## DATA
- - -
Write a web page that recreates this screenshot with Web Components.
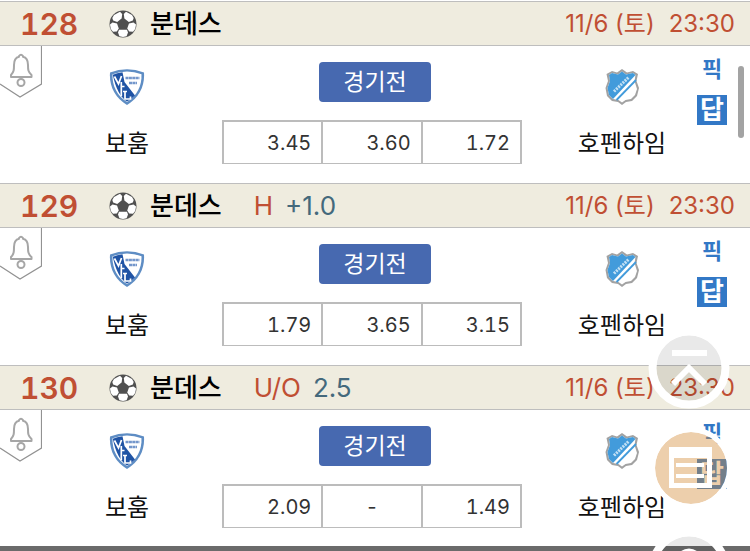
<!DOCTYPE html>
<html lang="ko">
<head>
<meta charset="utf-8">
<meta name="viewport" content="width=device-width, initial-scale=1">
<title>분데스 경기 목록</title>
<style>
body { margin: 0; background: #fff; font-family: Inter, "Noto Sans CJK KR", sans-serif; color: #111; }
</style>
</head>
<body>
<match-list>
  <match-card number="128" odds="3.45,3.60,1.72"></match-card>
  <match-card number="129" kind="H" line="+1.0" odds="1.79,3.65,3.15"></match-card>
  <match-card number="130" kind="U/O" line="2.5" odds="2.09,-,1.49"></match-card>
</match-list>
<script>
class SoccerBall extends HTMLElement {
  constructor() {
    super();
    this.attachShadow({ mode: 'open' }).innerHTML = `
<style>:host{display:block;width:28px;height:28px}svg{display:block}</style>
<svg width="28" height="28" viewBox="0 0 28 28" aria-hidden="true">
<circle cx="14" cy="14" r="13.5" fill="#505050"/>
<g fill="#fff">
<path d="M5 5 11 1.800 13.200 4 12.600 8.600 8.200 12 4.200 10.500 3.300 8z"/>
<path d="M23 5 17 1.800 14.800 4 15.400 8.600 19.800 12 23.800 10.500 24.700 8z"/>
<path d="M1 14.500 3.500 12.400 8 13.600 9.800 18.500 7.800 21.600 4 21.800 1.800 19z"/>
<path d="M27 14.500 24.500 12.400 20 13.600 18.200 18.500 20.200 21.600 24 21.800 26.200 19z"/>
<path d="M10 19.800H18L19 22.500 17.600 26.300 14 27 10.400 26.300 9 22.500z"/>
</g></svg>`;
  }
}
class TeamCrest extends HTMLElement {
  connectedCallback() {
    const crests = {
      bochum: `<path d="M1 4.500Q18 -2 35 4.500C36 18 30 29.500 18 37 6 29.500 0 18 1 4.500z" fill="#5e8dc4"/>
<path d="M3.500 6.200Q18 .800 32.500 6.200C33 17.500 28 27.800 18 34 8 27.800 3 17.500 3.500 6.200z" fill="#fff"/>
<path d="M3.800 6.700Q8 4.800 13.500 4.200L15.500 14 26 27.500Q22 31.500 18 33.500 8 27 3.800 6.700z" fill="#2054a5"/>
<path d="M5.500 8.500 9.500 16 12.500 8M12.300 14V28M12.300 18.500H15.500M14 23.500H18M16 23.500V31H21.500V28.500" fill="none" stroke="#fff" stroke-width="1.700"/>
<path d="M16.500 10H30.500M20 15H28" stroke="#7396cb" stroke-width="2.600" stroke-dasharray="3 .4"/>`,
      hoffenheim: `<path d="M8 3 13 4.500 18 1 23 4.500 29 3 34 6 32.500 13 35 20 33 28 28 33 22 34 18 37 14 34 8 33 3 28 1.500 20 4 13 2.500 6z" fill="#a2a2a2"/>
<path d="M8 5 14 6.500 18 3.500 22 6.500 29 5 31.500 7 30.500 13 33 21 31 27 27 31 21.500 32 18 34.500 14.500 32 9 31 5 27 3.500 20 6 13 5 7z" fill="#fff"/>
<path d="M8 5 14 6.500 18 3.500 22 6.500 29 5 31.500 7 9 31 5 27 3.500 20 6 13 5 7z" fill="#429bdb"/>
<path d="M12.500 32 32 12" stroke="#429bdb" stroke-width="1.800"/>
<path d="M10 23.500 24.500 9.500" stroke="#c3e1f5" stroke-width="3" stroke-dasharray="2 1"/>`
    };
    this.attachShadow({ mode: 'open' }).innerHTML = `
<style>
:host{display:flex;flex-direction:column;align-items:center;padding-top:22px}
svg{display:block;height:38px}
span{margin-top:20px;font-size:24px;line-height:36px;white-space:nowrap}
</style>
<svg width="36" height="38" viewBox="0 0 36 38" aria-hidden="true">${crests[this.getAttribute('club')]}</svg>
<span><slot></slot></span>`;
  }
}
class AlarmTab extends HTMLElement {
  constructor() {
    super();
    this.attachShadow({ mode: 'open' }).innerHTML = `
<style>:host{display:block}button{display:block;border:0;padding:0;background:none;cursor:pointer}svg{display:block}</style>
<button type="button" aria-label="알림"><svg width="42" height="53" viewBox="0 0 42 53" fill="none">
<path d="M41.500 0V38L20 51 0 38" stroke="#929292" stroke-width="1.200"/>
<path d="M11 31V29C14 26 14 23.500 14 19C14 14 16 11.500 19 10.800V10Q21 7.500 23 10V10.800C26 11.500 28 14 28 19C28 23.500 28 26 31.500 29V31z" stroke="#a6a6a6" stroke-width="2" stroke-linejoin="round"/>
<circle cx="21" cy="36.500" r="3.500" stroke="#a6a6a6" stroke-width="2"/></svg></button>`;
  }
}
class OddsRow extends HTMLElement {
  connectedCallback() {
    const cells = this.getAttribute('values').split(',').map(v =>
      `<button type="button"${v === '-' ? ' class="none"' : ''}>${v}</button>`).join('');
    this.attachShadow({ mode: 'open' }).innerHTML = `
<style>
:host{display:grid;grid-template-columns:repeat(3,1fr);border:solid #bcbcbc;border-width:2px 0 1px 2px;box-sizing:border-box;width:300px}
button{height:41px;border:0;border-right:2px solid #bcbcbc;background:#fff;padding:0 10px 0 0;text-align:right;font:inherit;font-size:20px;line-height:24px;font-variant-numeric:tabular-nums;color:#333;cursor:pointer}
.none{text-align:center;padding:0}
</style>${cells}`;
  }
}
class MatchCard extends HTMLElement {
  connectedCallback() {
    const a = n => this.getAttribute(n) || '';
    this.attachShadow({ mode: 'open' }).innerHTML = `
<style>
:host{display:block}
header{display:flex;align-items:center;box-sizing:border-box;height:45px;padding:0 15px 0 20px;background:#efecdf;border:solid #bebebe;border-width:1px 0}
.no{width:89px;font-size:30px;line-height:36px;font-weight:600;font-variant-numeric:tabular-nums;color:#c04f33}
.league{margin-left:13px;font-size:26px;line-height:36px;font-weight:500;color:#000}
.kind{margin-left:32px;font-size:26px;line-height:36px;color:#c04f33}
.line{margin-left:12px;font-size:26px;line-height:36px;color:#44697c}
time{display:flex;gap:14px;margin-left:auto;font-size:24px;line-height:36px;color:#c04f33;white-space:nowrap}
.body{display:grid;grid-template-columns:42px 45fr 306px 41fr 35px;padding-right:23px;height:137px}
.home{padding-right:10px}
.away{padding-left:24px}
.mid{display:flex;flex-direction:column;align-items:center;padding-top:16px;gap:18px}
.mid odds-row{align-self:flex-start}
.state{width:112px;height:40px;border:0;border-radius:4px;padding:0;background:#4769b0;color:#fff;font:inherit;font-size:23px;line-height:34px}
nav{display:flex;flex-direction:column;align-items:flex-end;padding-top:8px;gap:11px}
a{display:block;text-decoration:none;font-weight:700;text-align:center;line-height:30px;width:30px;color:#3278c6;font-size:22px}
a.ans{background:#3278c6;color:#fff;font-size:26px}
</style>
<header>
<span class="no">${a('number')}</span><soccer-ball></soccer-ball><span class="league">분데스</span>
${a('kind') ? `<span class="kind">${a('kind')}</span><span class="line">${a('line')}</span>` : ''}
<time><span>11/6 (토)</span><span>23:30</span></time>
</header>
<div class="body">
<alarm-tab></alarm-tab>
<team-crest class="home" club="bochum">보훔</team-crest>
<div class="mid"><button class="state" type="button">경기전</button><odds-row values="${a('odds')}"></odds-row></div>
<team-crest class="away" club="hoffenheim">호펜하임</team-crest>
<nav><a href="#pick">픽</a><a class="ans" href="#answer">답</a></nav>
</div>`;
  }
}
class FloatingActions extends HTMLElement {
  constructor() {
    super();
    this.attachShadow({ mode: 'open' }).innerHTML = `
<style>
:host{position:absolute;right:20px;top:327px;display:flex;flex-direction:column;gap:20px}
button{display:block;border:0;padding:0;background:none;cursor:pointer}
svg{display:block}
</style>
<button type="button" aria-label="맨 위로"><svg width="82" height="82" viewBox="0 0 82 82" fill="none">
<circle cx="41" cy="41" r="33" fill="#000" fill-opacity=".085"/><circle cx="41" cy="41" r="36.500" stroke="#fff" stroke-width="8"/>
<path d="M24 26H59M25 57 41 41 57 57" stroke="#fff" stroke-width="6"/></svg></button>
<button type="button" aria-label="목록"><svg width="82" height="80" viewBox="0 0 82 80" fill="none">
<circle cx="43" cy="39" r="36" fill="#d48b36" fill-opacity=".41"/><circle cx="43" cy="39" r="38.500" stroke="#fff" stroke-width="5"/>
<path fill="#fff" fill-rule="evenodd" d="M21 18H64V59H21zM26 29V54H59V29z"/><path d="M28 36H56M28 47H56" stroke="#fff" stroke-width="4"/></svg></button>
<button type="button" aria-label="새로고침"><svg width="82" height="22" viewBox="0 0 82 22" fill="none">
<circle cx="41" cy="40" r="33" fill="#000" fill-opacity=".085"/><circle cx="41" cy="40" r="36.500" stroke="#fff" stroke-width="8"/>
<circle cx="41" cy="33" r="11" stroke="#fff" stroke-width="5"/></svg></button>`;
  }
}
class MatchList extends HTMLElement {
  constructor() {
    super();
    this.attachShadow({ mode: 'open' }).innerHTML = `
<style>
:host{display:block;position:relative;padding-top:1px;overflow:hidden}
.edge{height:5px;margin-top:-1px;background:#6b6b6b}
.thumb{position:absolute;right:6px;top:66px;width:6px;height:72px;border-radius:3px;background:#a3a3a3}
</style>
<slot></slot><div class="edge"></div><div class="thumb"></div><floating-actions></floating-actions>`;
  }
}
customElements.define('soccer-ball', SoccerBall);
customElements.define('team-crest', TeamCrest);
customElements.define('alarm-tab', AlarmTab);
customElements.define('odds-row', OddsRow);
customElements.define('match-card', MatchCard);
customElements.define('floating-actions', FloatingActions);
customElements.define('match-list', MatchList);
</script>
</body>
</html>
- - -
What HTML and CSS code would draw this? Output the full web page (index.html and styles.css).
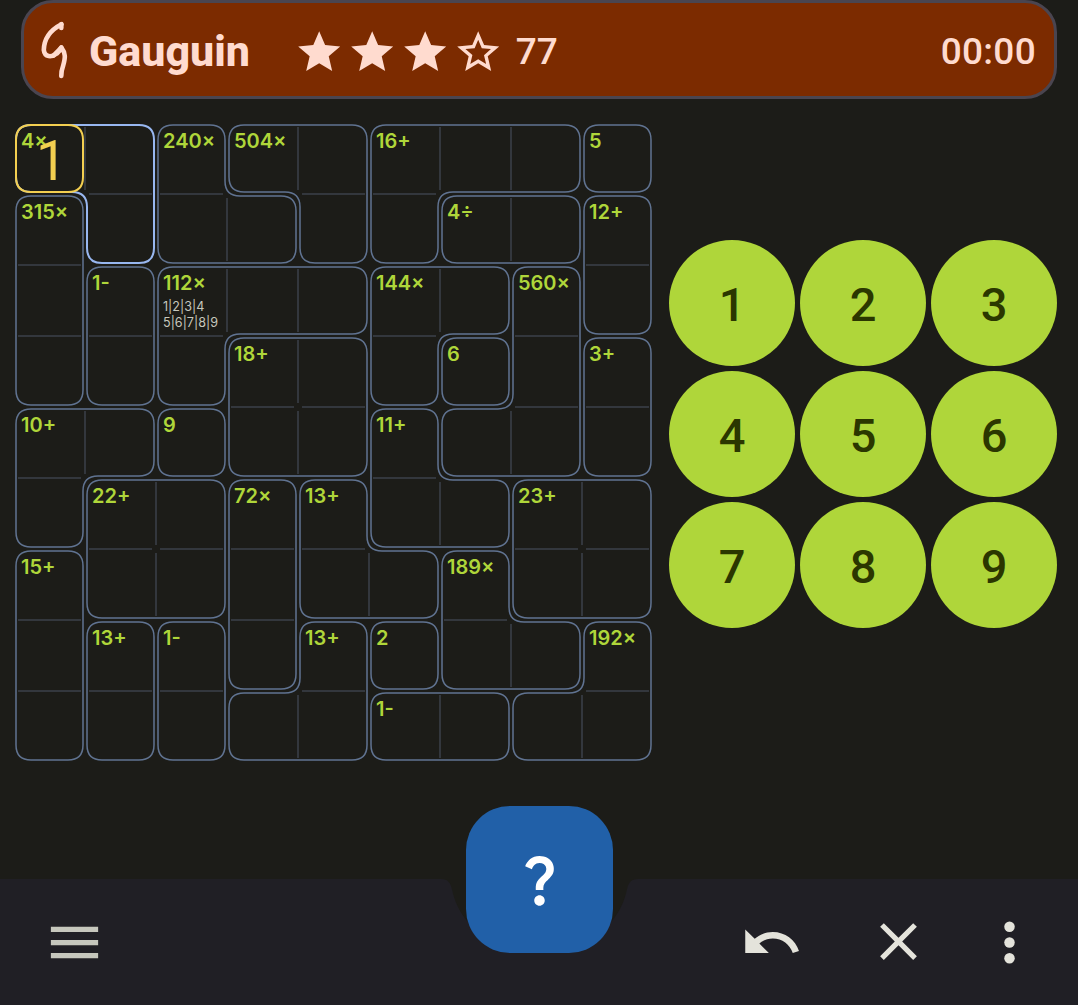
- - -
## REQUEST
Scan the material for lines with the word "page", and copy each line you find.

## RESULT
Write a web page that recreates this screenshot with Web Components.
What HTML and CSS code would draw this? Output the full web page (index.html and styles.css).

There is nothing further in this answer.